Doja Cat’s Journey From Controversy To Being Gen Z Superstar

24x7 Team

Doja Cat's Journey From Controversy To Being Gen Z Superstar

From Billboard No. 1 to winning her first Grammy, Doja Cat is on her way to rise.

Doja Cat almost missed her first Grammy award when she was seen hurrying on stage after a fast bathroom stop. She shared the prize with SZA for their smash hit “Kiss Me More.

On Sunday night, when presenter Avril Lavigne announced the duo’s victory, the camera switched to SZA, who was seen slowly making her way to the stage due to an injury she suffered the day before. Lady Gaga was spotted assisting SZA.

However, the cameras were unable to detect Doja Cat. She had exited the event for a restroom break. She was seen rushing through the crowd moments later, with a member of her team carrying the train of her dress, to reach the stage.

SZA came to the stage on crutches to accept the prize, and Lady Gaga assisted her at one point, but she still beat Doja Cat to the microphone.

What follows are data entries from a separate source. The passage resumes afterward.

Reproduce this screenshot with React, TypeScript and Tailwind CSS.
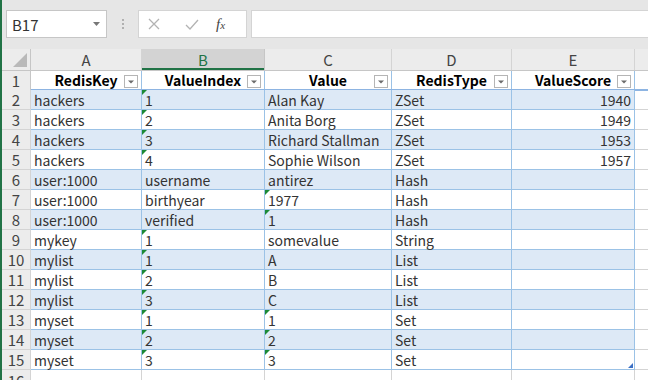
const rows: string[][] = [
  ['hackers', '1', 'Alan Kay', 'ZSet', '1940'],
  ['hackers', '2', 'Anita Borg', 'ZSet', '1949'],
  ['hackers', '3', 'Richard Stallman', 'ZSet', '1953'],
  ['hackers', '4', 'Sophie Wilson', 'ZSet', '1957'],
  ['user:1000', 'username', 'antirez', 'Hash', ''],
  ['user:1000', 'birthyear', '1977', 'Hash', ''],
  ['user:1000', 'verified', '1', 'Hash', ''],
  ['mykey', '1', 'somevalue', 'String', ''],
  ['mylist', '1', 'A', 'List', ''],
  ['mylist', '2', 'B', 'List', ''],
  ['mylist', '3', 'C', 'List', ''],
  ['myset', '1', '1', 'Set', ''],
  ['myset', '2', '2', 'Set', ''],
  ['myset', '3', '3', 'Set', ''],
];

const headers = ['RedisKey', 'ValueIndex', 'Value', 'RedisType', 'ValueScore'];
const widths = ['w-[111px]', 'w-[123px]', 'w-[127px]', 'w-[120px]', 'w-[123px]'];
const letters = ['A', 'B', 'C', 'D', 'E'];

const FilterButton = () => (
  <span className="absolute right-[3px] top-[4px] w-[14px] h-[13px] bg-white border border-[#b5b5b5] flex items-center justify-center">
    <svg width="6" height="4" viewBox="0 0 6 4">
      <path d="M0 0.5 L6 0.5 L3 3.5 Z" fill="#6b6b6b" />
    </svg>
  </span>
);

const Flag = () => (
  <span className="absolute left-0 top-0 w-0 h-0 border-t-[5px] border-r-[5px] border-t-[#1c8a36] border-r-transparent" />
);

const App = () => {
  return (
    <div
      className="w-[648px] h-[380px] overflow-hidden bg-[#e6e6e6] border-l-2 border-[#217346] text-[#333]"
      style={{ fontFamily: '"Noto Sans CJK JP", "Noto Sans", sans-serif' }}
    >
      {/* formula bar */}
      <div className="flex items-center h-[28px] mt-[10px] pl-[4px]">
        <div className="w-[101px] h-[28px] bg-white border border-[#c6c6c6] flex items-center justify-between pl-[5px] pr-[6px]">
          <span className="text-[15px] text-[#333] leading-none">B17</span>
          <svg width="7" height="4" viewBox="0 0 7 4">
            <path d="M0 0 L7 0 L3.5 4 Z" fill="#777" />
          </svg>
        </div>
        <div className="w-[31px] flex flex-col items-center gap-[2px]">
          <span className="w-[2px] h-[2px] bg-[#b0b0b0]" />
          <span className="w-[2px] h-[2px] bg-[#b0b0b0]" />
          <span className="w-[2px] h-[2px] bg-[#b0b0b0]" />
        </div>
        <div className="w-[109px] h-[28px] bg-white border border-[#d4d4d4] flex items-center pl-[9px] gap-[25px]">
          <svg width="12" height="12" viewBox="0 0 12 12">
            <path d="M1 1 L11 11 M11 1 L1 11" stroke="#b3b3b3" strokeWidth="1.3" />
          </svg>
          <svg width="14" height="11" viewBox="0 0 14 11">
            <path d="M1 6 L5 10 L13 1" stroke="#b3b3b3" strokeWidth="1.3" fill="none" />
          </svg>
          <span
            className="text-[15px] italic text-[#444] leading-none -ml-[8px]"
            style={{ fontFamily: '"Liberation Serif", serif' }}
          >
            f<span className="text-[11px]">x</span>
          </span>
        </div>
        <div className="flex-1 h-[28px] ml-[4px] bg-white border-y border-l border-[#d4d4d4]" />
      </div>

      {/* sheet */}
      <div className="mt-[11px] bg-white">
        {/* column headers */}
        <div className="flex h-[22px] bg-[#ececec] border-b border-[#c6c6c6]">
          <div className="w-[29px] border-r border-[#c6c6c6] relative overflow-hidden">
            <svg className="absolute right-[3px] bottom-[3px]" width="14" height="14" viewBox="0 0 14 14">
              <path d="M14 0 L14 14 L0 14 Z" fill="#b9b9b9" />
            </svg>
          </div>
          {letters.map((l, i) => (
            <div
              key={l}
              className={
                widths[i] +
                ' border-r flex items-center justify-center text-[15px] leading-none ' +
                (l === 'B'
                  ? 'bg-[#d3d3d3] text-[#217346] border-[#c6c6c6] shadow-[inset_0_-2px_0_#217346]'
                  : 'text-[#444] border-[#d4d4d4]')
              }
            >
              {l}
            </div>
          ))}
          <div className="flex-1" />
        </div>

        {/* header row 1 */}
        <div className="flex h-[20px] border-b-2 border-[#8db4e2]">
          <div className="w-[29px] bg-[#ececec] border-r border-[#c6c6c6] flex items-center justify-center text-[15px] text-[#444] leading-none -mb-[2px] border-b border-b-[#d4d4d4]">
            1
          </div>
          {headers.map((h, i) => (
            <div
              key={h}
              className={
                widths[i] +
                ' relative border-r border-[#9bc2e6] flex items-center justify-center whitespace-nowrap text-[14px] font-bold text-black leading-none'
              }
            >
              {h}
              <FilterButton />
            </div>
          ))}
          <div className="flex-1" />
        </div>

        {/* data rows */}
        {rows.map((r, ri) => (
          <div key={ri} className={'flex h-[20px] ' + (ri === 0 ? '-mt-[1px]' : '')}>
            <div className="w-[29px] bg-[#ececec] border-r border-b border-[#d4d4d4] flex items-center justify-center text-[15px] text-[#444] leading-none">
              {ri + 2}
            </div>
            {r.map((v, ci) => (
              <div
                key={ci}
                className={
                  widths[ci] +
                  ' relative border-r border-b border-[#9bc2e6] flex items-center pl-[3px] pr-[3px] pt-[1px] whitespace-nowrap text-[14px] leading-none ' +
                  (ri % 2 === 0 ? 'bg-[#dde9f6] ' : 'bg-white ') +
                  (ci === 4 ? 'justify-end' : '')
                }
              >
                {(ci === 1 || ci === 2) && /^\d+$/.test(v) && <Flag />}
                {v}
                {ri === rows.length - 1 && ci === 4 && (
                  <span className="absolute right-[1px] bottom-[1px] w-0 h-0 border-b-[5px] border-l-[5px] border-b-[#3a6fc4] border-l-transparent" />
                )}
              </div>
            ))}
            <div className="flex-1 border-b border-[#d4d4d4]" />
          </div>
        ))}

        {/* row 16 */}
        <div className="flex h-[20px]">
          <div className="w-[29px] bg-[#ececec] border-r border-[#d4d4d4] flex items-center justify-center text-[15px] text-[#444] leading-none">
            16
          </div>
          {widths.map((w, i) => (
            <div key={i} className={w + ' border-r border-[#d4d4d4]'} />
          ))}
        </div>
      </div>
    </div>
  );
};

export default App;
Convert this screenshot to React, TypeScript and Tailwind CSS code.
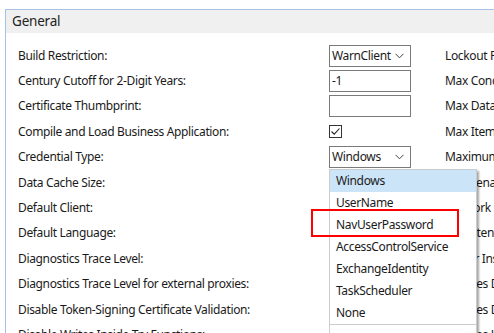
import React from 'react';

type Row = {
  label: string;
  control: React.ReactNode;
  right: string;
};

const font = { fontFamily: '"Noto Sans", "Open Sans", sans-serif' };

function Chevron(): React.ReactElement {
  return (
    <svg width="9" height="6" viewBox="0 0 9 6" className="shrink-0">
      <path d="M0.5 0.8 L4.5 4.8 L8.5 0.8" fill="none" stroke="#444" strokeWidth="1" />
    </svg>
  );
}

function Select({ value }: { value: string }): React.ReactElement {
  return (
    <div className="flex h-[22px] w-[82px] items-center justify-between border border-[#7a7a7a] bg-white pl-[2px] pr-[6px]">
      <span>{value}</span>
      <Chevron />
    </div>
  );
}

function TextBox({ value }: { value: string }): React.ReactElement {
  return (
    <div className="flex h-[22px] w-[82px] items-center border border-[#7a7a7a] bg-white pl-[2px]">
      {value}
    </div>
  );
}

function CheckBox(): React.ReactElement {
  return (
    <div className="flex h-[13px] w-[13px] items-center justify-center border border-[#333] bg-white">
      <svg width="11" height="11" viewBox="0 0 11 11">
        <path d="M1.5 5.5 L4.2 8.2 L9.5 2.5" fill="none" stroke="#222" strokeWidth="1.1" />
      </svg>
    </div>
  );
}

const options = [
  'Windows',
  'UserName',
  'NavUserPassword',
  'AccessControlService',
  'ExchangeIdentity',
  'TaskScheduler',
  'None',
];

function DropDown(): React.ReactElement {
  return (
    <div className="absolute left-0 top-[23px] z-10 w-[148px] border border-[#cccccc] bg-white shadow-[2px_2px_2px_rgba(0,0,0,0.35)]">
      {options.map((o, i) => (
        <div
          key={o}
          className={`flex h-[22px] items-center pl-[6px] ${i === 0 ? 'bg-[#cce4f7]' : ''}`}
        >
          {o}
        </div>
      ))}
      <div className="h-[1px] bg-[#cccccc]" />
      <div className="h-[30px]" />
    </div>
  );
}

const rows: Row[] = [
  { label: 'Build Restriction:', control: <Select value="WarnClient" />, right: 'Lockout Policy Count:' },
  { label: 'Century Cutoff for 2-Digit Years:', control: <TextBox value="-1" />, right: 'Max Concurrent Calls:' },
  { label: 'Certificate Thumbprint:', control: <TextBox value="" />, right: 'Max Data Rows Allowed:' },
  { label: 'Compile and Load Business Application:', control: <CheckBox />, right: 'Max Items in Object Graph:' },
  {
    label: 'Credential Type:',
    control: (
      <div className="relative">
        <Select value="Windows" />
        <DropDown />
      </div>
    ),
    right: 'Maximum Stream Size:',
  },
  { label: 'Data Cache Size:', control: null, right: 'Multitenant:' },
  { label: 'Default Client:', control: null, right: 'Network Protocol:' },
  { label: 'Default Language:', control: null, right: 'Persistent Interval:' },
  { label: 'Diagnostics Trace Level:', control: null, right: 'Server Instance:' },
  { label: 'Diagnostics Trace Level for external proxies:', control: null, right: 'Services Default Company:' },
  { label: 'Disable Token-Signing Certificate Validation:', control: null, right: 'Services Default Time Zone:' },
  { label: 'Disable Writes Inside Try Functions:', control: null, right: 'Services Language:' },
];

export default function App(): React.ReactElement {
  return (
    <div
      className="relative h-[333px] w-[494px] overflow-hidden bg-white pl-[5px] pt-[9px] text-[12px] tracking-[-0.35px] text-[#1a1a1a]"
      style={font}
    >
      <div className="h-full border-l border-t border-[#a7c0e3]">
        <div className="flex h-[23px] items-center bg-[#f0f0f0] pl-[6px] text-[13.5px] tracking-[-0.2px] text-[#222]">
          General
        </div>
        <div className="pl-[12px] pt-[10px]">
          {rows.map((r) => (
            <div key={r.label} className="flex h-[25.4px] items-center">
              <div className="w-[311px] shrink-0 whitespace-nowrap">{r.label}</div>
              <div className="flex w-[116px] shrink-0 items-center">{r.control}</div>
              <div className="whitespace-nowrap">{r.right}</div>
            </div>
          ))}
        </div>
      </div>
      <div className="absolute left-[311px] top-[209px] z-20 h-[28px] w-[148px] border-2 border-[#ff0000]" />
    </div>
  );
}
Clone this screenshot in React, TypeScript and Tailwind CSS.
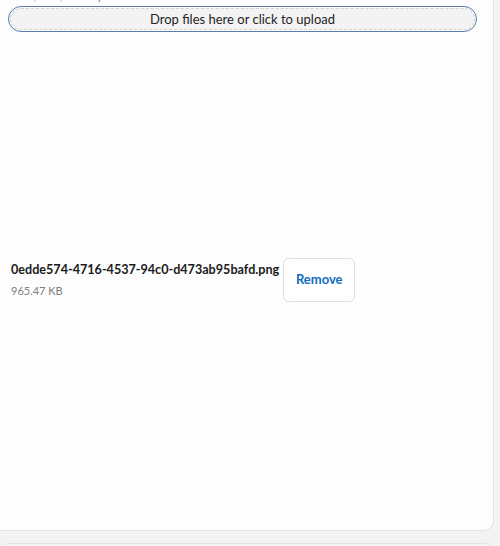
import React from 'react';

export default function App() {
  const file = { name: '0edde574-4716-4537-94c0-d473ab95bafd.png', size: '965.47 KB' };

  return (
    <div className="h-[546px] w-[500px] overflow-hidden bg-[#f3f3f3] font-['Lato',sans-serif]">
      <div className="-ml-px h-[531px] w-[495px] overflow-hidden rounded-br-[10px] border border-t-0 border-[#e3e3e3] bg-[#fdfdfd]">
        <div className="-mt-[11px] pl-[8px] text-[12px] leading-[14px] text-[#8a8a8a]">PNG, JPG, PDF up to 10MB each</div>

        <div className="ml-[8px] mt-[3px] w-[469px] rounded-full border border-[#5a7aab] p-px">
          <div className="flex h-[22px] items-center justify-center rounded-full border border-dashed border-[#d2d2d2] bg-[#f3f3f3] pt-px text-[13px] text-[#242424]">
            Drop files here or click to upload
          </div>
        </div>

        <div className="mt-[226px] flex items-center gap-[4px] pl-[11px]">
          <div className="flex flex-col">
            <span className="text-[12.6px] font-bold leading-[18px] text-[#1a1a1a]">{file.name}</span>
            <span className="mt-[4px] text-[11px] leading-[16px] text-[#808080]">{file.size}</span>
          </div>
          <button className="h-[44px] w-[72px] rounded-[6px] border border-[#e0e0e0] bg-white text-[13px] font-bold text-[#0f6cbd]">
            Remove
          </button>
        </div>
      </div>
      <div className="mt-[12px] h-[20px] w-[495px] rounded-t-[10px] border border-[#e3e3e3] bg-[#f7f7f7]" />
    </div>
  );
}
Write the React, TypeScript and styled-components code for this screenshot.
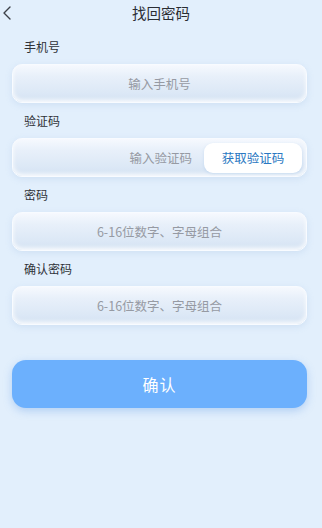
import React from "react";
import styled, { createGlobalStyle } from "styled-components";

const Global = createGlobalStyle`
  html, body { margin: 0; padding: 0; background: #e2effc; }
  body { font-family: "Noto Sans CJK SC", "Noto Sans", sans-serif; }
  * { box-sizing: border-box; }
`;

const Page = styled.div`
  width: 322px;
  height: 528px;
  background: #e2effc;
  display: flex;
  flex-direction: column;
`;

const Header = styled.div`
  height: 26px;
  display: flex;
  align-items: center;
  justify-content: center;
  position: relative;
`;

const Back = styled.button`
  position: absolute;
  left: 1px;
  top: 5px;
  width: 12px;
  height: 16px;
  padding: 0;
  border: none;
  background: transparent;
  display: flex;
  align-items: center;
  justify-content: center;
`;

const Title = styled.h1`
  margin: 0;
  font-size: 14.5px;
  font-weight: 400;
  color: #2a2d33;
  line-height: 26px;
`;

const Form = styled.div`
  display: flex;
  flex-direction: column;
  gap: 9px;
  margin: 12px 15px 0 12px;
`;

const Field = styled.div`
  display: flex;
  flex-direction: column;
  gap: 8px;
`;

const Label = styled.div`
  height: 18px;
  line-height: 18px;
  font-size: 12px;
  color: #2f3238;
  padding-left: 12px;
`;

const Box = styled.div`
  height: 39px;
  border-radius: 10px;
  border: 1.5px solid #f8fbff;
  background: linear-gradient(180deg, #f6f9fe 0%, #e8f0fa 30%, #dce8f6 75%, #d4e2f3 100%);
  box-shadow: inset 0 -2px 4px rgba(255, 255, 255, 0.9), 0 2px 6px rgba(150, 185, 225, 0.25);
  display: flex;
  align-items: center;
  padding: 0 3px;
`;

const Input = styled.input<{ $align?: "center" | "right" }>`
  flex: 1;
  min-width: 0;
  height: 100%;
  border: none;
  outline: none;
  background: transparent;
  font-family: inherit;
  font-size: 12.5px;
  color: #333;
  text-align: ${(p) => p.$align || "center"};
  padding: ${(p) => (p.$align === "right" ? "0 12px 0 0" : "0")};
  &::placeholder { color: #969aa3; }
`;

const CodeButton = styled.button`
  width: 98px;
  height: 30px;
  margin-right: 1px;
  border: none;
  border-radius: 9px;
  background: #ffffff;
  box-shadow: 0 1px 3px rgba(150, 185, 225, 0.35);
  font-family: inherit;
  font-size: 12.5px;
  color: #2a78c2;
  padding: 0;
`;

const Submit = styled.button`
  margin: 35px 15px 0 12px;
  height: 48px;
  border: none;
  border-radius: 14px;
  background: #6cb0fd;
  box-shadow: 0 3px 8px rgba(90, 150, 230, 0.35);
  font-family: inherit;
  font-size: 16px;
  color: #ffffff;
  letter-spacing: 1px;
`;

export default function App() {
  return (
    <Page>
      <Global />
      <Header>
        <Back aria-label="back">
          <svg width="10" height="14" viewBox="0 0 10 14">
            <path d="M8 1 L2 7 L8 13" fill="none" stroke="#3c4048" strokeWidth="1.4" strokeLinecap="round" strokeLinejoin="round" />
          </svg>
        </Back>
        <Title>找回密码</Title>
      </Header>
      <Form>
        <Field>
          <Label>手机号</Label>
          <Box>
            <Input placeholder="输入手机号" />
          </Box>
        </Field>
        <Field>
          <Label>验证码</Label>
          <Box>
            <Input $align="right" placeholder="输入验证码" />
            <CodeButton>获取验证码</CodeButton>
          </Box>
        </Field>
        <Field>
          <Label>密码</Label>
          <Box>
            <Input type="password" placeholder="6-16位数字、字母组合" />
          </Box>
        </Field>
        <Field>
          <Label>确认密码</Label>
          <Box>
            <Input type="password" placeholder="6-16位数字、字母组合" />
          </Box>
        </Field>
      </Form>
      <Submit>确认</Submit>
    </Page>
  );
}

When Doja Cat arrived, she was out of breath and stated, “I have never taken such a fast piss in my whole life,” and adjusted her dress. Later in her speech, she started to cry. “I like to downplay s**t. But this? It’s a big deal.”

This year, Doja Cat received eight nominations, including Song of the Year and Record of the Year for “Kiss Me More.” Planet Her received nominations for Album of the Year and Best Pop Vocal Album, as well as Best Melodic Rap Performance (“Need to Know”) and Best Rap Song for her guest performance on Saweetie’s “Best Friend.”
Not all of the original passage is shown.